Canada's Foreign Minister Lawrence Cannon, speaking in the House of Commons in April, told Embassy Magazine that the new terms are mostly just semantics. (Chris Wattie/Reuters) "International humanitarian law deals with the basic rights of individuals in armed conflicts, the distinctions between combatants and civilians and protected persons," says Mendes. "International law is generally referencing inter-state relations."
In a document leaked to Embassy, a departmental adviser also outlined a suggested change in Canada's position to violence in the Democratic Republic of Congo, including the deletion of all references to "impunity."

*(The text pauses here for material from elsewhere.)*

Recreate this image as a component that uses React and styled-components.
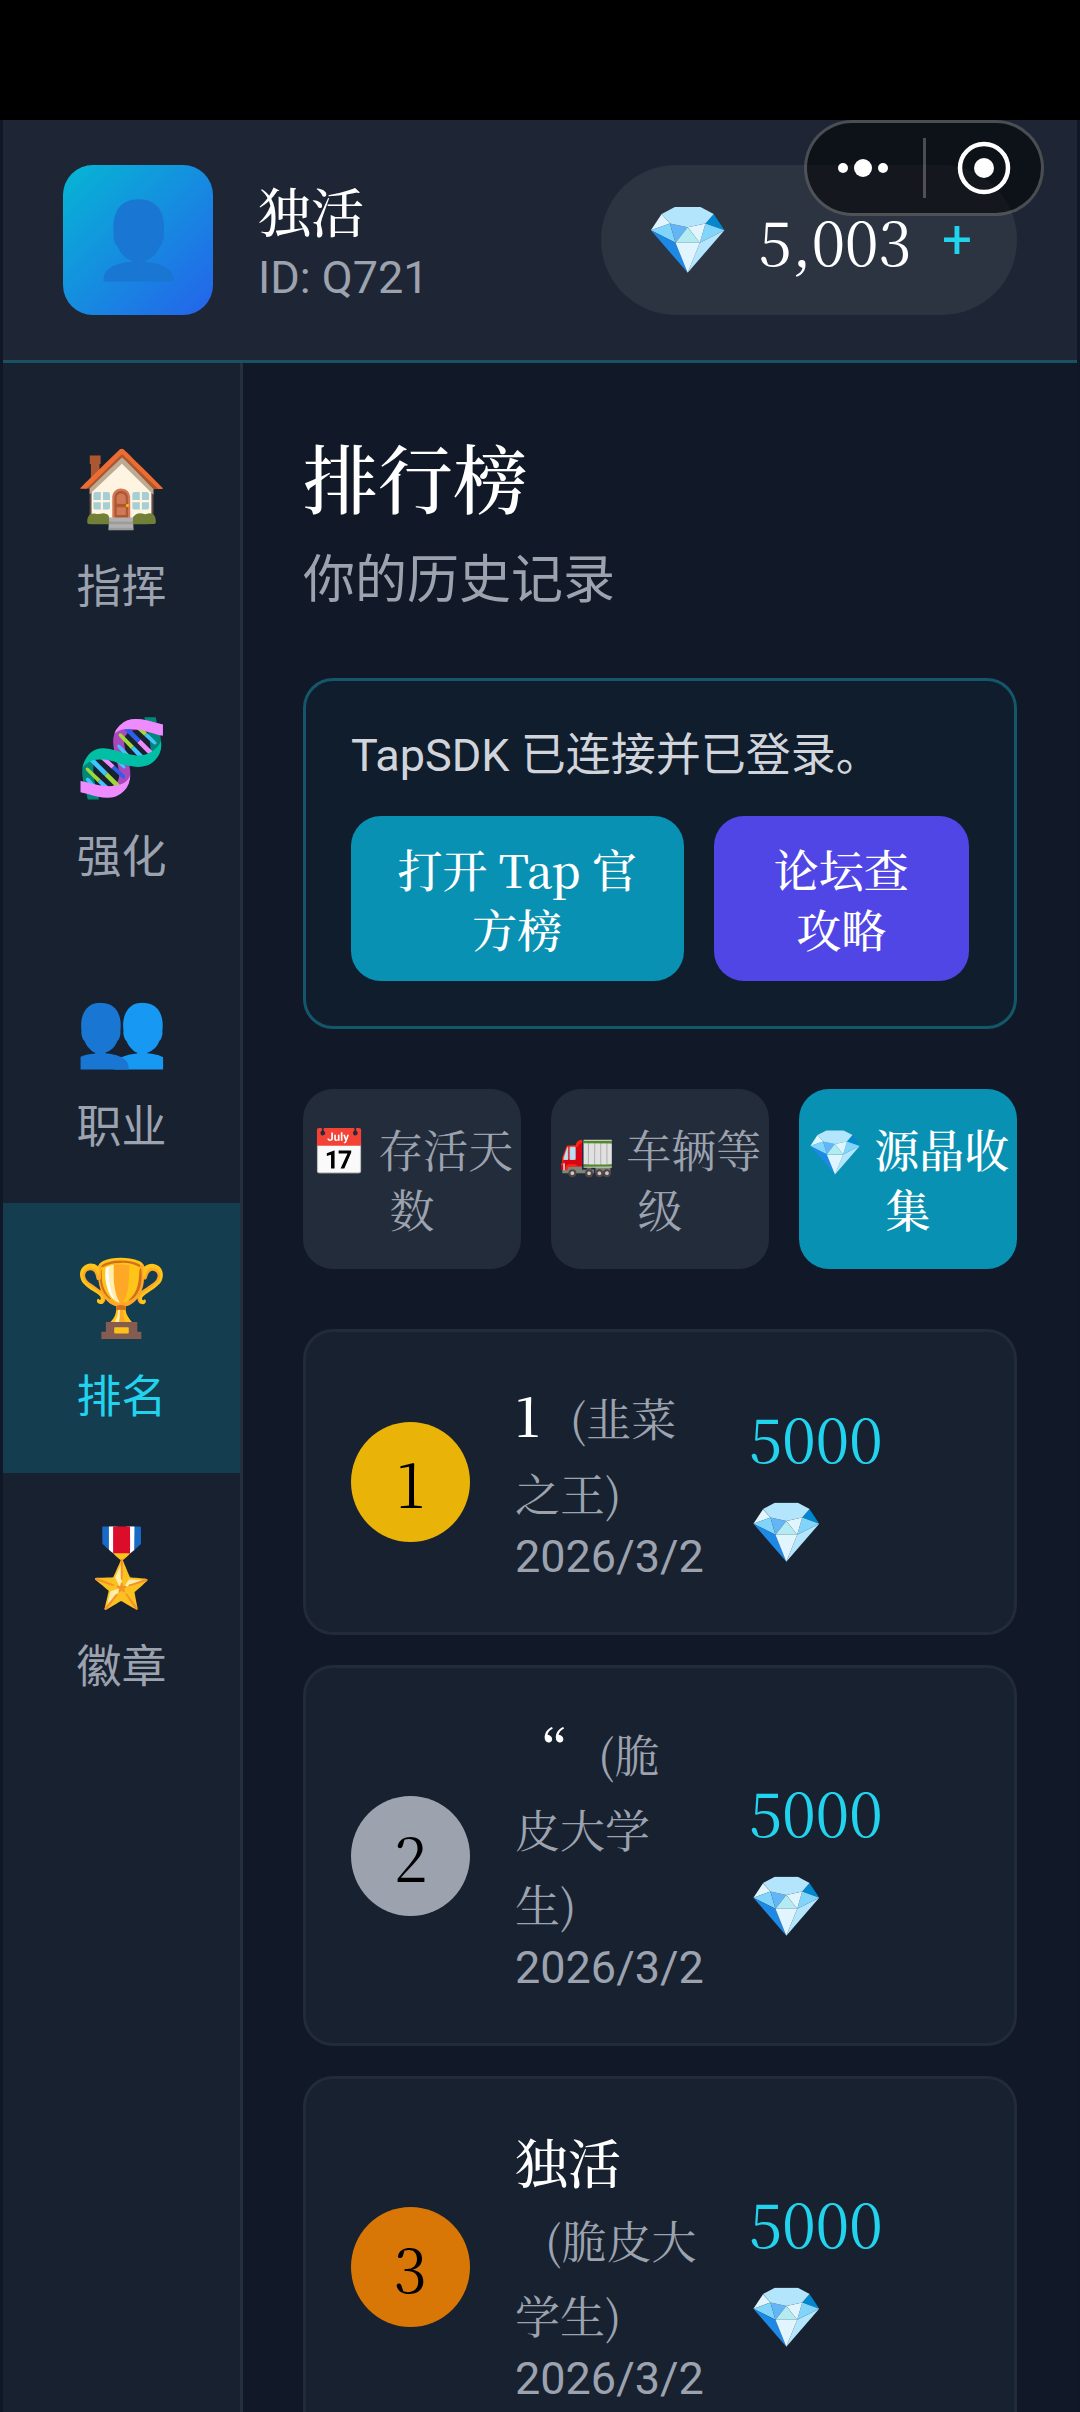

It also edits the sentence "Canada urges the government of the DRC to take concerted measures to do whatever is necessary to put an end to impunity for sexual violence" to say instead "concerted measures to prevent sexual violence."
A history lesson
Some observers believe the linguistic shift is meant to appeal to a certain segment of Conservative supporters ahead of an anticipated election this fall.
"There are people who don't like Canada to be a leading humanitarian. There are people who think that's revolting," Desmond Morton, a historian and former director of McGill University's Institute for the Study of Canada, told CBC's The Current.
But Morton warns the path paved by the Conservative's linguistic alterations could trigger a re-emergence of the types of insular attitudes present during the Second World War when Canada refused to take in Jewish refugees and interned Japanese-Canadians.
The historian also cautions that the prime minister risks refusing to acknowledge current realities at his own detriment, pointing to former prime minister R.B. Bennett's alleged refusal to use the term Great Depression.
"By saying [Great Depression] and doing something about it, [then U.S. president] Franklin Delano Roosevelt becomes one of the great American presidents. Because he wouldn't talk about it and pretended it was somewhere else, R.B. Bennett becomes one of our more forgotten prime ministers."
"And if I was giving Mr. Harper advice … I would remind him of that."